= Autopharmacology =

Scientific study

Autopharmacology relates to the scientific study of the regulation of body functions by the activity of its naturally existent (or endogenous) chemical factors of the tissues. A more restricted definition would consider substances that were first identified as external agents which had a documented action on physiological functions, but later were discovered as existing as endogenous factors. The best example is the class of endorphins, which, as its name implies, were discovered to exist in the brain and have specific receptors in it, by investigations on the mechanism of action of opioids, such as morphine.

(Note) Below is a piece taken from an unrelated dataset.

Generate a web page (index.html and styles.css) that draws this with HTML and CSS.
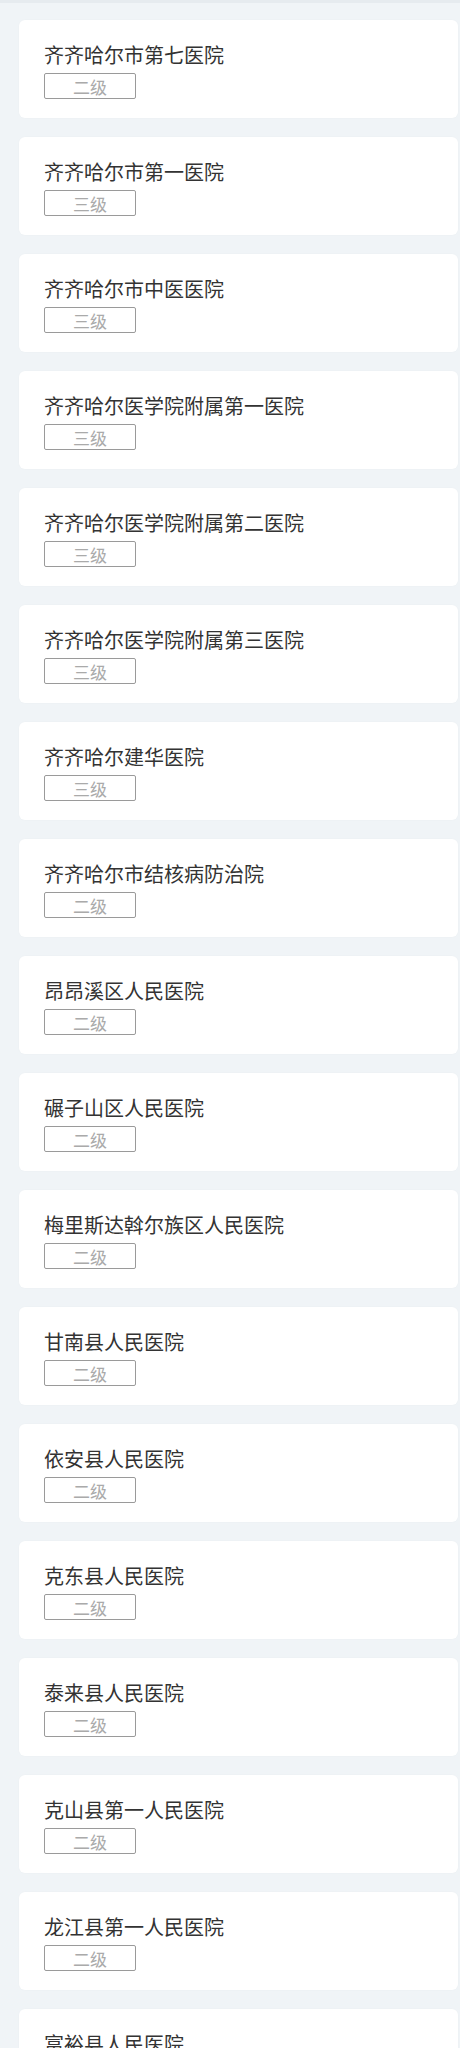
FILE: index.html
```html
<!DOCTYPE html>
<html lang="zh">
<head>
<meta charset="utf-8">
<link rel="stylesheet" href="styles.css">
</head>
<body>
<div class="topbar"></div>
<main class="list">
  <div class="card"><div class="name">齐齐哈尔市第七医院</div><span class="tag">二级</span></div>
  <div class="card"><div class="name">齐齐哈尔市第一医院</div><span class="tag">三级</span></div>
  <div class="card"><div class="name">齐齐哈尔市中医医院</div><span class="tag">三级</span></div>
  <div class="card"><div class="name">齐齐哈尔医学院附属第一医院</div><span class="tag">三级</span></div>
  <div class="card"><div class="name">齐齐哈尔医学院附属第二医院</div><span class="tag">三级</span></div>
  <div class="card"><div class="name">齐齐哈尔医学院附属第三医院</div><span class="tag">三级</span></div>
  <div class="card"><div class="name">齐齐哈尔建华医院</div><span class="tag">三级</span></div>
  <div class="card"><div class="name">齐齐哈尔市结核病防治院</div><span class="tag">二级</span></div>
  <div class="card"><div class="name">昂昂溪区人民医院</div><span class="tag">二级</span></div>
  <div class="card"><div class="name">碾子山区人民医院</div><span class="tag">二级</span></div>
  <div class="card"><div class="name">梅里斯达斡尔族区人民医院</div><span class="tag">二级</span></div>
  <div class="card"><div class="name">甘南县人民医院</div><span class="tag">二级</span></div>
  <div class="card"><div class="name">依安县人民医院</div><span class="tag">二级</span></div>
  <div class="card"><div class="name">克东县人民医院</div><span class="tag">二级</span></div>
  <div class="card"><div class="name">泰来县人民医院</div><span class="tag">二级</span></div>
  <div class="card"><div class="name">克山县第一人民医院</div><span class="tag">二级</span></div>
  <div class="card"><div class="name">龙江县第一人民医院</div><span class="tag">二级</span></div>
  <div class="card"><div class="name">富裕县人民医院</div><span class="tag">二级</span></div>
</main>
</body>
</html>
```
FILE: styles.css
```css
html, body {
  margin: 0;
  padding: 0;
  background: #f0f4f7;
  font-family: "Noto Sans CJK SC", "Noto Sans", sans-serif;
}
.topbar {
  height: 3px;
  background: #e6ebef;
}
.list {
  display: flex;
  flex-direction: column;
  gap: 19px;
  padding: 17px 2px 40px 19px;
}
.card {
  background: #ffffff;
  border-radius: 6px;
  height: 98px;
  box-sizing: border-box;
  padding: 21px 25px 0 25px;
  display: flex;
  flex-direction: column;
  align-items: flex-start;
  gap: 4px;
  box-shadow: 0 0 2px rgba(0, 0, 0, 0.03);
}
.name {
  font-size: 20px;
  line-height: 28px;
  color: #333333;
  white-space: nowrap;
}
.tag {
  display: flex;
  align-items: center;
  justify-content: center;
  width: 92px;
  height: 26px;
  box-sizing: border-box;
  border: 1px solid #9a9a9a;
  border-radius: 2px;
  font-size: 17px;
  color: #aaaaaa;
  line-height: 1;
}
```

Historically, the first approach to the concept of autopharmacology began with British physiologist and pharmacologist Henry Dale in the 1910s, discovered the role of acetylcholine in synaptic transmission, and later proved by Austrian physiologist Otto Loewi, to be the neurotransmitter involved in the proximal synapses of the autonomic nervous system (initially named Vagusstoff by Loewi, and later identified as acetylcholine). The same happened to another autonomic neurotransmitter, noradrenaline (Akzeleransstoff by Loewi), which later proved to be chemically similar to a long used pharmacological agent, adrenaline, a hormone secreted by the adrenal glands. Both scientists were awarded the 1936 Nobel Prize for Physiology or Medicine for their pioneering and important contributions.

A research area where autopharmacology principles assumed great importance was that of pain and inflammation, due to the great number of endogenous messengers, transmitters and modulators involved in their complex response at molecular and cellular level. The control and regulation mechanisms of the circulatory system and renal functions and their interactions (such as the renin/angiotensin system) are also greatly influenced by autopharmacological agents; One of the autopharmacology pioneers was Professor Mauricio Rocha e Silva, leader of the team of Brazilian researchers who discovered bradykinin in 1948, an endogenous substance involved in hypotension in circulatory shock. Of course, all these systems are of extreme importance for clinical practice and for the discovery of new therapeutic drugs.

Endogenous substances that could fall under the concept of autopharmacology are:

- Endorphins
- Dynorphin
- Bradykinin
- Prostaglandins
- Angiotensin
- Secretin
- Gastrin
- Cholecystokinin
- Histamine
- Cannabinoids
- Substance P

The main scientific criterion for an autopharmacological agent is the discovery of specific membrane receptors for it and, hopefully, its transduction and cell signaling mechanisms.

The term was never much of a mainstream concept, and has fallen into disuse, as research on basic mechanisms has advanced. In a recent literature search on PubMed, only six titles refer to the term autopharmacology.